Westchester Family: Why do you think nature skills are so important for kids?
Eric Stone: What we see from kids outdoors is exactly what you would expect; they have fun, but it goes a bit deeper than that.
For 95% of human history, we lived entirely off the land with stone tools. Our brains evolved to have deep connection and satisfaction from learning to work with these skills outdoors.
Many kids, including those who may struggle in highly structured indoor programs, come alive when they step into the woods. They visibly relax when they are watching turtles sunning themselves on a log. The skills of foraging, shelter building, fire making, and wood carving almost universally give a deep sense of accomplishment and excitement that comes alive even in adults.
I remember one family whose daughter came to our Forest Preschool after pulling out of her indoor preschool near the end of the year.

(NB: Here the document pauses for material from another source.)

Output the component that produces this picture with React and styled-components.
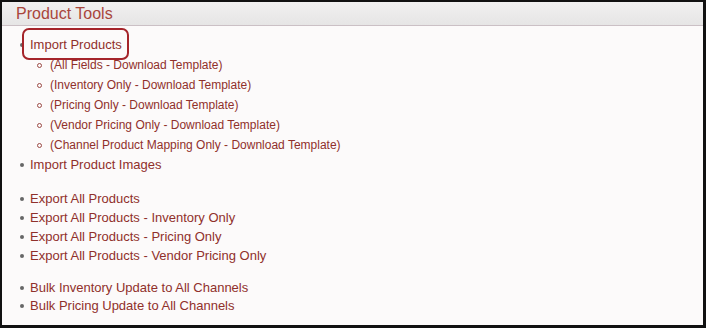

Over the course of the year, she started speaking less and did not want to go to school at all. With three weeks left to our school year, she came alive in our program and ran out of the car every day to see what new games and adventures her peers were on. The mother was practically in tears because the transformation was that quick and that significant.
Westchester Family: Tell us more about Forest Fest!
Eric Stone: We are hosting our first ever Forest Fest at the Marsh Sanctuary in Mount Kisco on September 10th and 11th. It only $20 per car and is chock full of foraging walks, fire making practice, archery, preschool storytime, and games. It’s the perfect chance to see what we are all about. All ages are welcome!